What the task asks: Your answer should be one number: how many lines of the records hold the string "this".

[Pages as source code]
————

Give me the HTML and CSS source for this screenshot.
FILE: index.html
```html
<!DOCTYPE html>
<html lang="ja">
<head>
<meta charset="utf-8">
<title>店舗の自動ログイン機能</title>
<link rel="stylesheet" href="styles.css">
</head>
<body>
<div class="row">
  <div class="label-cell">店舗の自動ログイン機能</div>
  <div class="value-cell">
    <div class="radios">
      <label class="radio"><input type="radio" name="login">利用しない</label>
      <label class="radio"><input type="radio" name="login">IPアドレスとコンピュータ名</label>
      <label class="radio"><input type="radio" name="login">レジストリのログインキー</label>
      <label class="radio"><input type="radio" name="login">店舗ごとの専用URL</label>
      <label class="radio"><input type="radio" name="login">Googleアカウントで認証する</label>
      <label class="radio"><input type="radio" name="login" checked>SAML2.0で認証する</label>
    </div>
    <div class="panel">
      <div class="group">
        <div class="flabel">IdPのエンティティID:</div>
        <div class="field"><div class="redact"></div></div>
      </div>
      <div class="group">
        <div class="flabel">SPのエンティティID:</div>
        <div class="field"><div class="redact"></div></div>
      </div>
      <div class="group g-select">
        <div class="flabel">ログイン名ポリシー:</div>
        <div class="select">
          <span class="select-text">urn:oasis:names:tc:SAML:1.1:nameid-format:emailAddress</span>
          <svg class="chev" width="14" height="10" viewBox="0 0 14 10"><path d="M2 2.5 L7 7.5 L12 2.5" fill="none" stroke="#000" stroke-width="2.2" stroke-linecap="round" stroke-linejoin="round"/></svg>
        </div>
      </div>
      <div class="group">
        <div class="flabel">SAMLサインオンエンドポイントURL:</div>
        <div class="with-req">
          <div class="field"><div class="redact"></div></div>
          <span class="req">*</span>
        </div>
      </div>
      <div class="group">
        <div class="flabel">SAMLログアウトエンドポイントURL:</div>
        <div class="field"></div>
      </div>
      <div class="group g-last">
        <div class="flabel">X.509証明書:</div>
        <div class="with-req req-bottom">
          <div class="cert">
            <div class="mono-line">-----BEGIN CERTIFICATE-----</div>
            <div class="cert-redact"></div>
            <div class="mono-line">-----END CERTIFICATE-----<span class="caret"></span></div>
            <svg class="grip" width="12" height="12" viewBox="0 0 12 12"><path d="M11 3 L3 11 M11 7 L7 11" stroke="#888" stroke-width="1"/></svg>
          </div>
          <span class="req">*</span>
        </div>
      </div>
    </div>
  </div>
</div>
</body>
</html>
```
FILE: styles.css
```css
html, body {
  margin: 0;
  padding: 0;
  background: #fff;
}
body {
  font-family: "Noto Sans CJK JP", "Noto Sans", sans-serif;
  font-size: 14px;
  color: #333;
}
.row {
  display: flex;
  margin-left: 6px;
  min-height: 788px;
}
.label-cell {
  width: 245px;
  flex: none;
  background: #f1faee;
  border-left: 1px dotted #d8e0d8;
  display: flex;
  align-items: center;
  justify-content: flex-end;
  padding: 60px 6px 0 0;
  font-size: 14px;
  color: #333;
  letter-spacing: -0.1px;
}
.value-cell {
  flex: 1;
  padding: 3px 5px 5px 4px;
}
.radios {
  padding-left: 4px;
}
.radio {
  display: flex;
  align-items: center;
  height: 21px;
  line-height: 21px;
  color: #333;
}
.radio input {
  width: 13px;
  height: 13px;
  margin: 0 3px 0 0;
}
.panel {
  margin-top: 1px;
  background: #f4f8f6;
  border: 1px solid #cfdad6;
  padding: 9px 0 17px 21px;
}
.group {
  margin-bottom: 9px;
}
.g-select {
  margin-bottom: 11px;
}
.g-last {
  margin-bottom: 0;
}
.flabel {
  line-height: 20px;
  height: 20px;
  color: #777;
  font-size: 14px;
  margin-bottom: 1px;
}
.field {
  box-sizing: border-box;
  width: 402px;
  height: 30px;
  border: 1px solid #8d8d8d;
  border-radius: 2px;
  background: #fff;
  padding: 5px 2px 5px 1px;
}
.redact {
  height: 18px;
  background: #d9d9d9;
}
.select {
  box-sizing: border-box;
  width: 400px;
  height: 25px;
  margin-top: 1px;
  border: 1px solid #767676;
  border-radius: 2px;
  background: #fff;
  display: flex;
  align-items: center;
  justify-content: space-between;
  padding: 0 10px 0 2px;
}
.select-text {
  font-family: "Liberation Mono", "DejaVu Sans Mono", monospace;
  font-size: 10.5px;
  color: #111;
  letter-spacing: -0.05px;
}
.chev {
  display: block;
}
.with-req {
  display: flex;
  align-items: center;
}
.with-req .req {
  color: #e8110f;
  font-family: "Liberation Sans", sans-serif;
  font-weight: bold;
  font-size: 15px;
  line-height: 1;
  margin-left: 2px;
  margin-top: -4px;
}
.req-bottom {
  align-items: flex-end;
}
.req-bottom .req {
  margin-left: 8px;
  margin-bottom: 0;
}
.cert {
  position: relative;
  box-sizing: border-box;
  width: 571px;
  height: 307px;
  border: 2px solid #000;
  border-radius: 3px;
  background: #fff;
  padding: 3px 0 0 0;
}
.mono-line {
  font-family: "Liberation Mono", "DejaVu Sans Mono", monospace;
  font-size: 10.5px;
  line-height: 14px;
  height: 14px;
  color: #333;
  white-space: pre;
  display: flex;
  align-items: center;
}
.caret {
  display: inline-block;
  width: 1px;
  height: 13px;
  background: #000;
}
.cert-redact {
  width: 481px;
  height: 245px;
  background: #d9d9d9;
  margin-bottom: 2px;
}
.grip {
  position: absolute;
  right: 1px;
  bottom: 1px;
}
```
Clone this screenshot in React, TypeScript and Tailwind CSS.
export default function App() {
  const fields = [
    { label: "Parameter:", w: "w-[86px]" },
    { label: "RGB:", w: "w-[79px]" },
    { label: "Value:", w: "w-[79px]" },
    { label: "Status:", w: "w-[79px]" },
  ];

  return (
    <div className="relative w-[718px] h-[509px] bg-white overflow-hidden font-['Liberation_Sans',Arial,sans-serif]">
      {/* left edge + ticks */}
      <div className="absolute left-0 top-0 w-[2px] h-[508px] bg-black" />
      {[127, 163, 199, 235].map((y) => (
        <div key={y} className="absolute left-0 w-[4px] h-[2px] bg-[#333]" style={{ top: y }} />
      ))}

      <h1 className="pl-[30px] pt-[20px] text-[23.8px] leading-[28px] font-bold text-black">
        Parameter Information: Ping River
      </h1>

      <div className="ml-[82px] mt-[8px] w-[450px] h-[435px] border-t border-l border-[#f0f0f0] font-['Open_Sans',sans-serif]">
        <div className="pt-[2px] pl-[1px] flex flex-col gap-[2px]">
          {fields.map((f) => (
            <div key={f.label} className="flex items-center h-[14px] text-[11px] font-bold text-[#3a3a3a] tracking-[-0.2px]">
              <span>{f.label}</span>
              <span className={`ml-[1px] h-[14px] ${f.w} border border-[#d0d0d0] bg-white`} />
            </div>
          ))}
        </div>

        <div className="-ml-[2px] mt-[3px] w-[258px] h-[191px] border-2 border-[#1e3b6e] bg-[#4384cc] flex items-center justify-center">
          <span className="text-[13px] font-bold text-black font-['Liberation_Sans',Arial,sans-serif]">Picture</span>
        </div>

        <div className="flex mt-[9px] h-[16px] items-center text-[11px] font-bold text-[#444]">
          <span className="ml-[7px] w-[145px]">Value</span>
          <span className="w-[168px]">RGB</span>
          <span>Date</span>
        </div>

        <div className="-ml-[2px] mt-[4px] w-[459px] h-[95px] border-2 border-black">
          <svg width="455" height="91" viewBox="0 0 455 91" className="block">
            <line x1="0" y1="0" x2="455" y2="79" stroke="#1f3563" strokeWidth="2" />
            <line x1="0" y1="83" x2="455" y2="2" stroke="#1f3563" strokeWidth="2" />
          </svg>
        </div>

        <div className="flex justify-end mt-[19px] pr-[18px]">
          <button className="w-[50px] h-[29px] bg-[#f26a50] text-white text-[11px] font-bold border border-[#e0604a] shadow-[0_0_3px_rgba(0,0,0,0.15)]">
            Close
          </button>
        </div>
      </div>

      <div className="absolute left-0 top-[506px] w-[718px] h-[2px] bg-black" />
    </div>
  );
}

————

Solution: 2